International financing continues to fuel him
The former deputy Eliseo Núñez maintains that Ortega-Murillo have criminalized “everything” to consolidate a totalitarian regime. “In this moment they are trying to dismantle the network of the Catholic Church to prevent a discursive line originating from that side that would allow the opposition to have esprit de corps. Because one of the things that you lose in these regimes is the esprit de corps. They break the social network, but previously they break apart the organizational networks. That is why the freedom of association is criminalized. The attack that civil society and the church received is part of the same. They make you feel absolutely alone. They do not want anyone to go to mass and hear a critical homily,” analyzed Núñez.
Baltodano and Núñez agree that so long as Ortega and Murillo can continue ensuring resources so that their repressive mechanism can function, the regime will continue afloat. “He has had financing for the repression in the IFIs (International Financial Institutions). What the IADB and the World Bank took away from him, now the Central American Bank for Economic Integration (CABEI) is giving him. So long as he has that capacity to make his payroll and maintain himself economically, creating public investment to be able to provide jobs and keep the circle of businesspeople who are around him, Ortega is going to be able to support himself on this model, but it is a model which is easy to stop from outside. The only thing that is difficult to sustain of the pillars that support the dictatorship is the pillar of family remittances,” said Núñez. And he added, “The other pillar of exports is very unclear because its principal client, which is the United States, can shut off the spicket at any time.”
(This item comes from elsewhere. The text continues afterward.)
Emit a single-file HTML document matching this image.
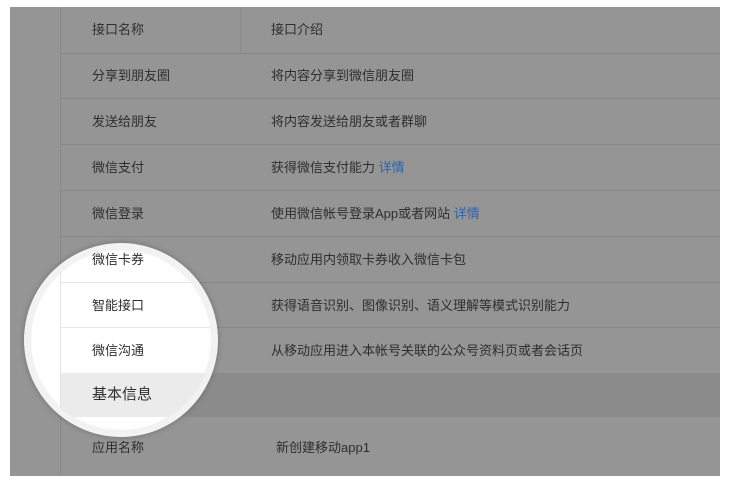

Even though in a lukewarm way, Washington has imposed some economic measures in recent months to pressure the Ortega-Murillo regime. On Wednesday July 20 Washington provided proof that it could stop imports: it excluded Nicaragua from the sugar quota for its 2023 fiscal year within the framework of the World Trade Organization (WTO). This blow to the sugar growers was translated into “a message” to other business sectors that still find themselves comfortable with the Ortega-Murillo regime, according to economic sources connected to CAFTA-DR. The principal person harmed was the sugar magnate Carlos Pellas who, so far, has maintained a mute posture in the face of the repressive attacks of the regime.
“What is most important is the sign that the United States is sending that, just as it is doing with the sugar sector, it can also do to other important sectors like tobacco, meat and others that have preferential quotas with the United States,” said an economist who worked as a consultant to the CAFTA negotiations between 2003 and 2004.
At the end of August the Biden government began to consider stemming imports from Nicaragua, while blocking some of the most important items through CAFTA-DR. Other voices in Washington propose going farther. The Senator Marco Rubio called on the Biden administration to apply direct sanctions on the officials of the regime and to suspend the benefits of the Free Trade Treaty.
Absolute power
While this panorama continues blocked, Baltodano is concerned about the declining health of the political prisoners, whose time in prison could be extended in light of the municipal elections set for this coming November. In these elections Sandinism “will establish absolute power” in the municipalities, according to the organization “Open Ballotboxes” [Urnas Abiertas].
“Ortega is going to wipe out the entire opposition and I did not think that he could reach such level of criminality, to the point that he persecutes historic figures of Sandinism or has taken us into exile, where they pursue us with different methods: with fiscal, financial harassment; they deny us passports in the consulates or driver´s licenses….he tries to reduce us to citizen inexistence,” bemoans Baltodano, who believes that the eventual death of Daniel Ortega does not resolve the conundrum of repression in Nicaragua. “With the death of Ortega the dictatorship will be weakened, but an entire power scheme has to be built which would allow them to manipulate his heir. You already see what happened with Somoza García: his physical disappearance did not make a difference, and that dictatorship continued. What is essential is how we Nicaraguans might be capable of organizing forces inside and out of Nicaragua, that would not lead us to profound transformations, but to the transition process that Nicaragua needs to reconstitute itself as a Republic.”